Судя по всему, это был и политический ход, и суперэкуменический контакт, но если обычно подробности таких форумов не разглашаются, то тут всё было предано огласке. Как пишет Андрей Рюмин, «наиболее красноречивые выдержки из выступления были опубликованы сразу в двух газетах: 26.01.1992 в «Московских новостях» под заглавием «Ваши пророки — наши пророки» и в № 1(65) за 1992 год «Еврейской газеты» под ещё более кричащим заголовком «Мы должны быть едины с иудеями». Сам характер этих изданий явно показывает, что имела место спланированная провокация, что Патриарха «подставили». И в этой связи особенно неблаговидна роль готовивших выступление «референтов»». Молва приписывает авторство нашумевшей речи протопресвитеру Виталию Боровому, который активно работал во Всемирном совете церквей и с 1963 по 1995 год был заместителем председателя ОВЦС[564].

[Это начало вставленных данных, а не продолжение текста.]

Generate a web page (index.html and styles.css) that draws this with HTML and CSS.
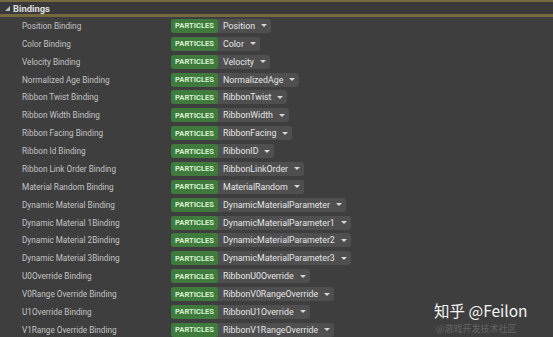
FILE: index.html
```html
<html>

<head>
    <title>Bindings</title>
    <link rel="stylesheet" href="styles.css">
</head>

<body>
    <div class="panel">
        <div class="header">
            <span class="caret"></span>
            <span class="title">Bindings</span>
        </div>
        <div class="rows">
            <div class="row"><span class="label">Position Binding</span><span class="pill"><span class="badge">PARTICLES</span><span class="value">Position</span><span class="arrow"></span></span></div>
            <div class="row"><span class="label">Color Binding</span><span class="pill"><span class="badge">PARTICLES</span><span class="value">Color</span><span class="arrow"></span></span></div>
            <div class="row"><span class="label">Velocity Binding</span><span class="pill"><span class="badge">PARTICLES</span><span class="value">Velocity</span><span class="arrow"></span></span></div>
            <div class="row"><span class="label">Normalized Age Binding</span><span class="pill"><span class="badge">PARTICLES</span><span class="value">NormalizedAge</span><span class="arrow"></span></span></div>
            <div class="row"><span class="label">Ribbon Twist Binding</span><span class="pill"><span class="badge">PARTICLES</span><span class="value">RibbonTwist</span><span class="arrow"></span></span></div>
            <div class="row"><span class="label">Ribbon Width Binding</span><span class="pill"><span class="badge">PARTICLES</span><span class="value">RibbonWidth</span><span class="arrow"></span></span></div>
            <div class="row"><span class="label">Ribbon Facing Binding</span><span class="pill"><span class="badge">PARTICLES</span><span class="value">RibbonFacing</span><span class="arrow"></span></span></div>
            <div class="row"><span class="label">Ribbon Id Binding</span><span class="pill"><span class="badge">PARTICLES</span><span class="value">RibbonID</span><span class="arrow"></span></span></div>
            <div class="row"><span class="label">Ribbon Link Order Binding</span><span class="pill"><span class="badge">PARTICLES</span><span class="value">RibbonLinkOrder</span><span class="arrow"></span></span></div>
            <div class="row"><span class="label">Material Random Binding</span><span class="pill"><span class="badge">PARTICLES</span><span class="value">MaterialRandom</span><span class="arrow"></span></span></div>
            <div class="row"><span class="label">Dynamic Material Binding</span><span class="pill"><span class="badge">PARTICLES</span><span class="value">DynamicMaterialParameter</span><span class="arrow"></span></span></div>
            <div class="row"><span class="label">Dynamic Material 1Binding</span><span class="pill"><span class="badge">PARTICLES</span><span class="value">DynamicMaterialParameter1</span><span class="arrow"></span></span></div>
            <div class="row"><span class="label">Dynamic Material 2Binding</span><span class="pill"><span class="badge">PARTICLES</span><span class="value">DynamicMaterialParameter2</span><span class="arrow"></span></span></div>
            <div class="row"><span class="label">Dynamic Material 3Binding</span><span class="pill"><span class="badge">PARTICLES</span><span class="value">DynamicMaterialParameter3</span><span class="arrow"></span></span></div>
            <div class="row"><span class="label">U0Override Binding</span><span class="pill"><span class="badge">PARTICLES</span><span class="value">RibbonU0Override</span><span class="arrow"></span></span></div>
            <div class="row"><span class="label">V0Range Override Binding</span><span class="pill"><span class="badge">PARTICLES</span><span class="value">RibbonV0RangeOverride</span><span class="arrow"></span></span></div>
            <div class="row"><span class="label">U1Override Binding</span><span class="pill"><span class="badge">PARTICLES</span><span class="value">RibbonU1Override</span><span class="arrow"></span></span></div>
            <div class="row"><span class="label">V1Range Override Binding</span><span class="pill"><span class="badge">PARTICLES</span><span class="value">RibbonV1RangeOverride</span><span class="arrow"></span></span></div>
        </div>
    </div>

    <!-- watermark -->
    <div class="mark">
        <span class="mark-main">知乎 @Feilon</span>
        <span class="mark-ghost">@游戏开发技术社区</span>
    </div>
</body>

</html>
```

FILE: styles.css
```css
* {
    margin: 0;
    padding: 0;
    box-sizing: border-box;
}

body {
    width: 553px;
    height: 337px;
    overflow: hidden;
    position: relative;
    background-color: #3e3e3e;
    font-family: Roboto, "Liberation Sans", sans-serif;
}

.header {
    height: 17px;
    display: flex;
    align-items: center;
    gap: 3px;
    padding-left: 5px;
    background-color: #393939;
    border-top: 2px solid #76683f;
    border-bottom: 3px solid #76683f;
}

.caret {
    width: 0;
    height: 0;
    border-left: 5px solid transparent;
    border-bottom: 5px solid #bdbdbd;
}

.title {
    color: #e0e0e0;
    font-size: 9.4px;
    font-weight: 700;
}

.rows {
    display: flex;
    flex-direction: column;
}

.row {
    height: 17.88px;
    display: flex;
    align-items: center;
}

.label {
    width: 171px;
    padding-left: 22px;
    color: #c4c4c4;
    font-size: 8.2px;
}

.pill {
    height: 14px;
    display: inline-flex;
    align-items: center;
    background-color: #4f4f4f;
    border-radius: 3px;
    padding-right: 4px;
}

.badge {
    height: 14px;
    display: flex;
    align-items: center;
    padding: 0 4px;
    background-color: #3f7b3c;
    border-radius: 3px;
    color: #d9f2d2;
    font-size: 7.6px;
    font-weight: 700;
}

.value {
    margin-left: 5px;
    color: #e6e6e6;
    font-size: 8.8px;
}

.arrow {
    margin-left: 6px;
    width: 0;
    height: 0;
    border-left: 3.5px solid transparent;
    border-right: 3.5px solid transparent;
    border-top: 3.5px solid #d8d8d8;
}

/* watermark */
.mark {
    position: absolute;
    left: 434px;
    top: 301px;
    width: 120px;
}

.mark-main {
    display: block;
    color: #f4f4f4;
    font-size: 15.5px;
    font-family: "Noto Sans CJK SC", sans-serif;
    line-height: 18px;
}

.mark-ghost {
    position: absolute;
    left: 2px;
    top: 22px;
    color: rgba(200, 200, 200, 0.3);
    font-size: 9px;
    line-height: 11px;
    font-family: "Noto Sans CJK SC", sans-serif;
}
```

Последствием этого события стал отказ некоторых священников поминать патриарха, и их движение продолжалось несколько лет. Выступление патриарха было в итоге фактически дезавуировано, признано в узком кругу ошибкой и не привело к радикальным изменениям в церковной политике в отношении иудеев. Но оно показательно с точки зрения того, какими методами действовал прибиравший тогда к своим рукам власть ОВЦС и какие цели имеет продвигаемый им экуменический «диалог».
Именно ОВЦС нёс ответственность за переговоры с католиками и за то, что произошло на VII заседании смешанной комиссии по богословскому договору между католиками и православными, состоявшемся в г.